THE PSYCHO-ADAPTIVE LISTENING MACHINE: AN APPLICATION
OF PERCEPTUAL CONTROL THEORY TO COMPUTER MUSIC
Erik Gottesman
3607 Jane Dr.
Midland, MI 48642-9751 USA
emgottes @umich.edu
Abstract
The Psycho-Adaptive Listening Machine (PALM) is a conceptual framework for
composition and the study of musical cognition. PALM is based on perceptual control
theory, a theory of animal behavior.
1 Introduction
Living organisms do not produce repeatable actions, they produce repeatable results. When we make
aesthetic evaluations of the results of creative behavior, we do so in a dynamic fashion, influenced by
preconditioning, intrinsic and extrinsic disturbances. To understand this process, requires insight into how
we accept and interpret environmental stimuli. The computer is an appropriate tool for the study of this
phenomenon.
2 Background
The use of electrical signals emanating from living organisms (bioelectric signals) to create music is not
new. While a complete history of bioelectric music experiments is beyond the scope of this paper, some
background is appropriate. The history of bioelectric music experiments can be traced back to 1934 with
the translation of the human electroencephalogram (EEG) into audio signals (Adrian and Matthews 1934);
these experiments went largely unnoticed until the late 1960s. In the decades that followed, the efforts of
many composers and artists (Lucier 1976; Arcadiou 1986; Rosenboom 1976, 1989; Knapp and Lusted
1990) established work in this arena as meritorious. These systems may produce some interesting musical
results, but they will tend to be stylistically limited, and due to their reliance on ill-structured methods of
acquisition and analysis they tell us very little about the underlying processes of musical cognition. We
must seek a new paradigm that closely resembles our own context-sensitive behavioral practices, both
innate and experiential.
3 The Nature of Control
In the field of psychology, theories of behavior are implemented with the intent of explaining phenomena
related to conscious and unconscious processes via explicit mechanisms assumed to be simpler than the
phenomena explained (Laske 1974). Perceptual control theory (PCT) is a theory of human and animal
behavior, an extension of control theory principles first explored in the early 1950's by the cyberneticists
Weiner and Ashby; however, William T. Powers' seminal 1973 book, Behavior: The Control of
Perception, contributed the first substantial insight into the requirements and consequences of applying
physical science to the field of psychology.
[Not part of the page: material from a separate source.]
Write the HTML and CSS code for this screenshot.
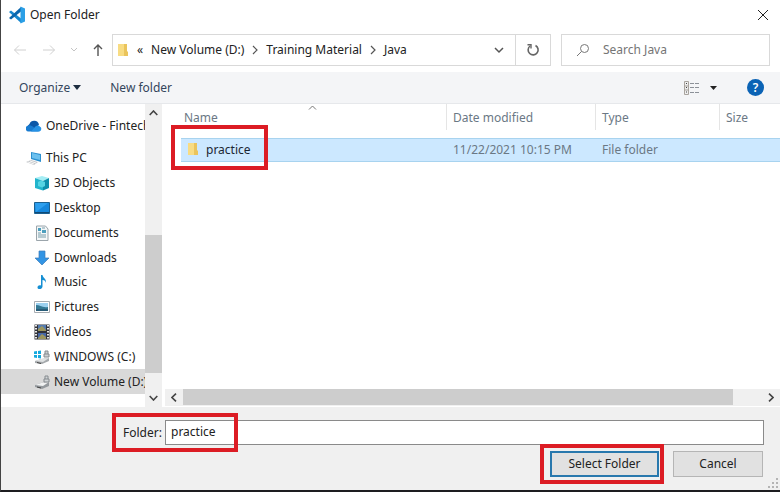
FILE: index.html
```html
<!DOCTYPE html>
<html lang="en">
<head>
<meta charset="utf-8">
<title>Open Folder</title>
<link rel="stylesheet" href="styles.css">
</head>
<body>
<div class="dialog">
  <header class="titlebar">
    <svg class="logo" viewBox="0 0 18 18" aria-hidden="true"><path d="M1 6 3 4.500 13 12.500v4.500z" fill="#1687cf"/><path d="M1 12 3 13.500 13 5.500V1z" fill="#0b66ad"/><path d="M12.500.5 17 2.500v13l-4.500 2z" fill="#2b9fe6"/></svg>
    <h1>Open Folder</h1>
    <button class="close" aria-label="Close"><svg viewBox="0 0 12 12"><path d="M1 1 11 11M11 1 1 11" stroke="#222" fill="none"/></svg></button>
  </header>

  <nav class="navbar" aria-label="Address">
    <div class="history">
      <button aria-label="Back" disabled><svg width="14" height="12" viewBox="0 0 14 12"><path d="M13 6H1.500M6 1.500 1.500 6 6 10.500" stroke="#d0d0d0" fill="none"/></svg></button>
      <button aria-label="Forward" disabled><svg width="14" height="12" viewBox="0 0 14 12"><path d="M1 6h11.500M8 1.500 12.500 6 8 10.500" stroke="#d0d0d0" fill="none"/></svg></button>
      <button aria-label="Recent locations"><svg width="8" height="12" viewBox="0 0 8 12"><path d="m1 4 3 3 3-3" stroke="#c4c4c4" fill="none"/></svg></button>
      <button aria-label="Up"><svg width="10" height="14" viewBox="0 0 10 14"><path d="M5 13V2M1 6l4-4 4 4" stroke="#555" stroke-width="1.400" fill="none"/></svg></button>
    </div>
    <div class="address">
      <svg class="folder" viewBox="0 0 12 14" aria-hidden="true"><path d="M1 1h7v12H1z" fill="#f8dc83"/><path d="M7 1h3v7l1 1v4H7z" fill="#eac45c"/></svg>
      <span class="more">«</span>
      <a href="#volume">New Volume (D:)</a>
      <svg class="sep" viewBox="0 0 6 10"><path d="m1 1 4 4-4 4" stroke="#555" stroke-width="1.200" fill="none"/></svg>
      <a href="#training">Training Material</a>
      <svg class="sep" viewBox="0 0 6 10"><path d="m1 1 4 4-4 4" stroke="#555" stroke-width="1.200" fill="none"/></svg>
      <a href="#java">Java</a>
      <button class="drop" aria-label="Previous locations"><svg width="10" height="8" viewBox="0 0 10 8"><path d="m1 2 4 4 4-4" stroke="#555" stroke-width="1.500" fill="none"/></svg></button>
      <button class="refresh" aria-label="Refresh"><svg width="14" height="14" viewBox="0 0 14 14"><path d="M9.500 2.500A5 5 0 1 1 4 3" stroke="#666" stroke-width="1.600" fill="none"/><path d="M1.500 1.800H5V5.500" stroke="#666" stroke-width="1.400" fill="none"/></svg></button>
    </div>
    <label class="search">
      <svg width="14" height="14" viewBox="0 0 14 14" aria-hidden="true"><circle cx="8.500" cy="5.500" r="4" stroke="#777" fill="none"/><path d="M5.500 8.500 1 13" stroke="#777"/></svg>
      <input type="search" placeholder="Search Java" aria-label="Search Java">
    </label>
  </nav>

  <div class="toolbar">
    <button>Organize <svg width="8" height="5" viewBox="0 0 8 5"><path d="M0 0h8L4 5z" fill="#1d2d40"/></svg></button>
    <button>New folder</button>
    <button class="view" aria-label="Change your view"><svg width="16" height="14" viewBox="0 0 16 14"><path d="M.5.5h4v13h-4zM.5 5h4M.5 9h4" fill="#eee" stroke="#a9a49e"/><path d="M2 2h1v1H2zM2 6h1v1H2zM2 10.500h1v1H2z" fill="#444"/><path d="M6 2.500h4M11 2.500h4M6 6.500h4M11 6.500h4M6 11.500h4M11 11.500h4" stroke="#8c9198"/></svg></button>
    <button class="viewdrop" aria-label="More options"><svg width="7" height="4" viewBox="0 0 7 4"><path d="M0 0h7L3.500 4z" fill="#222"/></svg></button>
    <button class="help" aria-label="Help">?</button>
  </div>

  <main class="content">
    <aside class="sidebar">
      <div class="tree">
        <a class="place root" href="#onedrive"><svg viewBox="0 0 16 16"><path d="M4 13a4 4 0 0 1-.5-7 5 5 0 0 1 9.500.5L8 13z" fill="#0b57a8"/><path d="M3 13.500a3 3 0 0 1-2-5.500c3-2 5-.5 12 5.500z" fill="#187bd0"/><path d="M5 13.500 9 9c1.500-2 4-2 4.800-.5A2.700 2.700 0 0 1 13.500 13.500z" fill="#2692e5"/></svg><span>OneDrive - Fintech</span></a>
        <div class="group">
          <a class="place root" href="#pc"><svg viewBox="0 0 16 16"><path d="m5 2 10 2v8L5 9z" fill="#2b8fcf"/><path d="m6 3 8 2v5L6 8z" fill="#6cc0ee"/><path d="m0 12 5-2 7 2-4 3z" fill="#c5c8cb"/><path d="m2 12 6 2M4 11l6 2" stroke="#f5f5f5"/></svg><span>This PC</span></a>
          <a class="place" href="#objects"><svg viewBox="0 0 16 16"><path d="m1 3 7-2 7 2-6 3z" fill="#a5edf4"/><path d="m1 3 8 3v9.500L1 13z" fill="#22b4cc"/><path d="m9 6 6-3v10l-6 2.500z" fill="#0d8fac"/><path d="m4 7 3-1.500L11 7v4l-3 1.500L4 11z" fill="#55d4e3"/></svg><span>3D Objects</span></a>
          <a class="place" href="#desktop"><svg viewBox="0 0 16 16"><path d="M.5 2.500h15v11H.5z" fill="#1687dc" stroke="#1c608f"/><path d="M1 3h13L2 12z" fill="#2d9fee"/><path d="M1 12.500h14" stroke="#104a76"/></svg><span>Desktop</span></a>
          <a class="place" href="#documents"><svg viewBox="0 0 16 16"><path d="M2.500 1h9l2.500 3v11.500H2.500z" fill="#f4f7f8" stroke="#9ba5ab"/><path d="M4 3h3v3H4zM8 5h4v3H8z" fill="#4d9fbe"/><path d="M4 8h3M4 10h8M4 12h8M8 3h3" stroke="#789daa"/></svg><span>Documents</span></a>
          <a class="place" href="#downloads"><svg viewBox="0 0 16 16"><path d="M5 1h6v7h4l-7 7-7-7h4z" fill="#3294e4" stroke="#3c7dba" stroke-width=".7"/></svg><span>Downloads</span></a>
          <a class="place" href="#music"><svg viewBox="0 0 16 16"><path d="M7 1h1.500c.5 3 4 3.500 3.500 8-.5-2-1.500-3-3.500-3v6.500c0 3-5 3.500-5 1 0-2 2-2.500 3.500-2z" fill="#168fd3"/></svg><span>Music</span></a>
          <a class="place" href="#pictures"><svg viewBox="0 0 16 16"><path d="M.5 2.500h15v11H.5z" fill="#fff" stroke="#a7adb2"/><path d="M2 4h12v8H2z" fill="#9bd0ef"/><path d="M2 6c4 0 6 3 12 2v4H2z" fill="#327894"/><path d="M2 10h12v2H2z" fill="#285c78"/></svg><span>Pictures</span></a>
          <a class="place" href="#videos"><svg viewBox="0 0 16 16"><path d="M.5.500h15v15H.5z" fill="#303239"/><path d="M4 1h8v6H4z" fill="#547bb0"/><path d="M4 9h8v6H4z" fill="#4668a8"/><path d="m4 5 4-3 4 4v1H4zM4 14l4-4 4 3v2H4z" fill="#9b965e"/><path d="M2 1v14M14 1v14" stroke="#e9e9e9" stroke-width="2" stroke-dasharray="1.500 1.500"/></svg><span>Videos</span></a>
          <a class="place" href="#windows"><svg viewBox="0 0 16 16"><path d="m1 12 6-2 8-1v3l-7 3-7-1z" fill="#a5a9ac"/><path d="m1 12 6-2 8-1-6 4z" fill="#dfe2e3"/><path d="M10 8h5V5h-5zM11 5V2h3v3" fill="#ccd0d2" stroke="#858a8e"/><path d="m3 13.500 4 1" stroke="#444"/><path d="M0 2.500 3 2v3H0zM4 2l3-.5V5H4zM0 6h3v3l-3-.5zM4 6h3v3.500L4 9z" fill="#15a9de"/></svg><span>WINDOWS (C:)</span></a>
          <a class="place current" href="#volume"><svg viewBox="0 0 16 16"><path d="m1 11 6-2 8-1v4l-7 3-7-2z" fill="#94999d"/><path d="m1 11 6-2 8-1-6 4z" fill="#f1f2f2"/><path d="M10 8h5V5h-5zM11 5V2h3v3" fill="#d0d4d6" stroke="#858a8e"/><path d="m3 13 4 1" stroke="#444"/></svg><span>New Volume (D:)</span></a>
        </div>
      </div>
      <div class="vscroll">
        <button aria-label="Scroll up"><svg width="9" height="6" viewBox="0 0 9 6"><path d="m.7 5 3.800-4 3.800 4" stroke="#444" stroke-width="1.600" fill="none"/></svg></button>
        <div class="vtrack"><div class="vthumb"></div></div>
        <button aria-label="Scroll down"><svg width="9" height="6" viewBox="0 0 9 6"><path d="m.7 1 3.800 4 3.800-4" stroke="#444" stroke-width="1.600" fill="none"/></svg></button>
      </div>
    </aside>

    <section class="files">
      <table>
        <colgroup><col class="c-name"><col class="c-date"><col class="c-type"><col></colgroup>
        <thead><tr>
          <th><div>Name<svg class="sort" width="9" height="5" viewBox="0 0 9 5"><path d="m1 4.500 3.500-3.500L8 4.500" stroke="#777" fill="none"/></svg></div></th>
          <th><div>Date modified</div></th><th><div>Type</div></th><th><div>Size</div></th>
        </tr></thead>
        <tbody><tr>
          <td class="fname marked"><svg class="folder" viewBox="0 0 12 14"><path d="M1 1h7v12H1z" fill="#f8dc83"/><path d="M7 1h3v7l1 1v4H7z" fill="#eac45c"/></svg>practice</td>
          <td>11/22/2021 10:15 PM</td><td>File folder</td><td></td>
        </tr></tbody>
      </table>
      <div class="hscroll">
        <button aria-label="Scroll left"><svg width="6" height="9" viewBox="0 0 6 9"><path d="m5 .7-4 3.800 4 3.800" stroke="#444" stroke-width="1.600" fill="none"/></svg></button>
        <div class="htrack"><div class="hthumb"></div></div>
        <button aria-label="Scroll right"><svg width="6" height="9" viewBox="0 0 6 9"><path d="m1 .7 4 3.800-4 3.800" stroke="#444" stroke-width="1.600" fill="none"/></svg></button>
      </div>
    </section>
  </main>

  <footer class="footer">
    <div class="field marked">
      <label for="folder">Folder:</label>
      <input id="folder" type="text" value="practice">
    </div>
    <div class="actions">
      <div class="marked"><button class="primary">Select Folder</button></div>
      <button class="cancel">Cancel</button>
    </div>
    <svg class="grip" viewBox="0 0 10 10" aria-hidden="true"><path d="M8 0h2v2H8zM4 4h2v2H4zM8 4h2v2H8zM0 8h2v2H0zM4 8h2v2H4zM8 8h2v2H8z" fill="#b4b4b4"/></svg>
  </footer>
</div>
</body>
</html>
```

FILE: styles.css
```css
*, *::after { box-sizing: border-box; }

body {
  margin: 0;
  font: 12px/16px "Noto Sans", "Open Sans", sans-serif;
  color: #222;
  background: #fff;
}

button, input { font: inherit; color: inherit; }

button {
  display: flex;
  align-items: center;
  justify-content: center;
  padding: 0;
  border: 0;
  background: none;
}

a { color: inherit; text-decoration: none; }
svg { flex: none; }

.dialog {
  display: flex;
  flex-direction: column;
  min-height: 100vh;
  border-left: 1px solid #444;
  border-bottom: 2px solid #1d1d20;
}

.titlebar {
  display: flex;
  align-items: center;
  gap: 4px;
  height: 30px;
  padding: 0 11px 0 7px;
}
.logo { width: 18px; height: 18px; }
.titlebar h1 { margin: 0; font-size: 12px; font-weight: 400; }
.close { margin-left: auto; }
.close svg { width: 12px; height: 12px; }

.navbar {
  display: flex;
  gap: 10px;
  padding: 4px 10px 6px 12px;
}
.history {
  display: flex;
  align-items: center;
  justify-content: space-between;
  width: 90px;
  margin-right: -1px;
}
.address, .search {
  display: flex;
  align-items: center;
  height: 32px;
  border: 1px solid #d9d9d9;
}
.address { flex: 1; padding-left: 4px; white-space: nowrap; }
.search { flex: 0 1 209px; gap: 13px; padding-left: 14px; color: #757575; min-width: 0; }
.search input { flex: 1; min-width: 0; padding: 0; border: 0; outline: 0; background: none; }
.search input::placeholder { color: #757575; }
.folder { width: 12px; height: 14px; }
.more { margin: 0 8px; }
.sep { width: 6px; height: 10px; margin: 0 8px; }
.drop { width: 32px; height: 30px; margin-left: auto; }
.refresh { width: 35px; height: 30px; border-left: 1px solid #d9d9d9; }

.toolbar {
  display: flex;
  align-items: center;
  height: 32px;
  padding: 0 16px 0 18px;
  border-bottom: 1px solid #e6e8eb;
  background: #f4f5f7;
  color: #33455c;
}
.toolbar button { gap: 3px; margin-right: 29px; }
.toolbar .view { margin: 0 10px 0 auto; }
.toolbar .viewdrop { margin-right: 30px; }
.toolbar .help {
  width: 17px;
  height: 17px;
  margin: 0;
  border-radius: 50%;
  background: #0b63b5;
  color: #fff;
  font-weight: 600;
}

.content { display: flex; flex: 1; }

.sidebar { display: flex; flex: none; width: 161px; }
.tree {
  display: flex;
  flex-direction: column;
  gap: 8px;
  flex: 1;
  min-width: 0;
  padding: 9px 0 13px;
}
.group { display: flex; flex-direction: column; flex: 1; }
.place {
  display: flex;
  align-items: center;
  gap: 4px;
  flex: 1 1 24px;
  max-height: 25px;
  padding-left: 33px;
  overflow: hidden;
  white-space: nowrap;
}
.place svg { width: 16px; height: 16px; }
.place.root { padding-left: 25px; }
.tree > .place { flex: 0 0 25px; }
.current { background: #d9d9d9; }

.vscroll { display: flex; flex-direction: column; width: 17px; background: #f0f0f0; }
.vscroll button { height: 18px; }
.vtrack { display: flex; flex: 1; align-items: flex-end; padding-bottom: 16px; }
.vthumb { width: 100%; height: 55%; background: #cdcdcd; }

.files {
  display: flex;
  flex-direction: column;
  justify-content: space-between;
  flex: 1;
  min-width: 0;
  padding: 0 0 1px 3px;
}
table {
  width: calc(100% - 16px);
  margin-left: 16px;
  border-collapse: collapse;
  table-layout: fixed;
  color: #6b7885;
}
.c-name { width: 266px; }
.c-date { width: 149px; }
.c-type { width: 124px; }
th { height: 34px; padding: 0; vertical-align: top; font-weight: 400; text-align: left; }
th div {
  position: relative;
  height: 26px;
  padding: 6px 0 0 6px;
  border-right: 1px solid #e5e5e5;
}
th:first-child div { padding-left: 3px; }
th:last-child div { border: 0; }
.sort { position: absolute; top: 1px; left: 127px; }
td {
  height: 23px;
  padding: 0 0 0 6px;
  border: solid #a8d3ef;
  border-width: 1px 0;
  background: #cce8ff;
  white-space: nowrap;
}
.fname { color: #1b2733; }
.fname .folder { margin-right: 7px; vertical-align: -2px; }

.hscroll { display: flex; height: 17px; background: #f0f0f0; }
.hscroll button { width: 18px; }
.htrack { flex: 1; padding-bottom: 1px; }
.hthumb { width: 95%; height: 100%; background: #cdcdcd; }

.footer {
  position: relative;
  height: 83px;
  padding: 13px 16px 0 122px;
  background: #f0f0f0;
}
.field { display: flex; align-items: center; }
.field label { flex: none; width: 42px; }
.field input {
  flex: 1;
  min-width: 0;
  height: 25px;
  padding: 0 5px 2px;
  border: 1px solid #8a8a8a;
  background: #fff;
}
.actions { display: flex; justify-content: flex-end; gap: 14px; padding: 6px 1px 0 0; }
.actions button { height: 26px; background: #e1e1e1; }
.actions .primary { width: 109px; border: 2px solid #2878ad; }
.actions .cancel { width: 90px; border: 1px solid #b5b5b5; }

/* Red highlight frames over the steps to follow */
.marked { position: relative; }
.marked::after {
  content: "";
  position: absolute;
  border: 4px solid #dc1c24;
  pointer-events: none;
}
.fname.marked::after { top: -14px; left: -10px; width: 97px; height: 45px; }
.field.marked::after { top: -7px; left: -11px; width: 126px; height: 39px; }
.actions .marked::after { inset: -7px -5px -7px -10px; }

.grip { position: absolute; right: 2px; bottom: 2px; width: 10px; height: 10px; }
```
In accordance with other theories of behavior, PCT strives to
explain a phenomenon, namely the phenomenon of control. Let us define control as follows:
A is said to control B if for every disturbing influence acting on B, A generates an action that tends
strongly to counteract the effect of the disturbing influence on B.
Using this definition, we can begin to construct a useful system for the explication of behavior via
bioelectric signals. Such a system is not a biocontroller (Knapp and Lusted 1990), as it does not control
anything. Rather, it provides something far more useful: schemata for the process of perceptual control.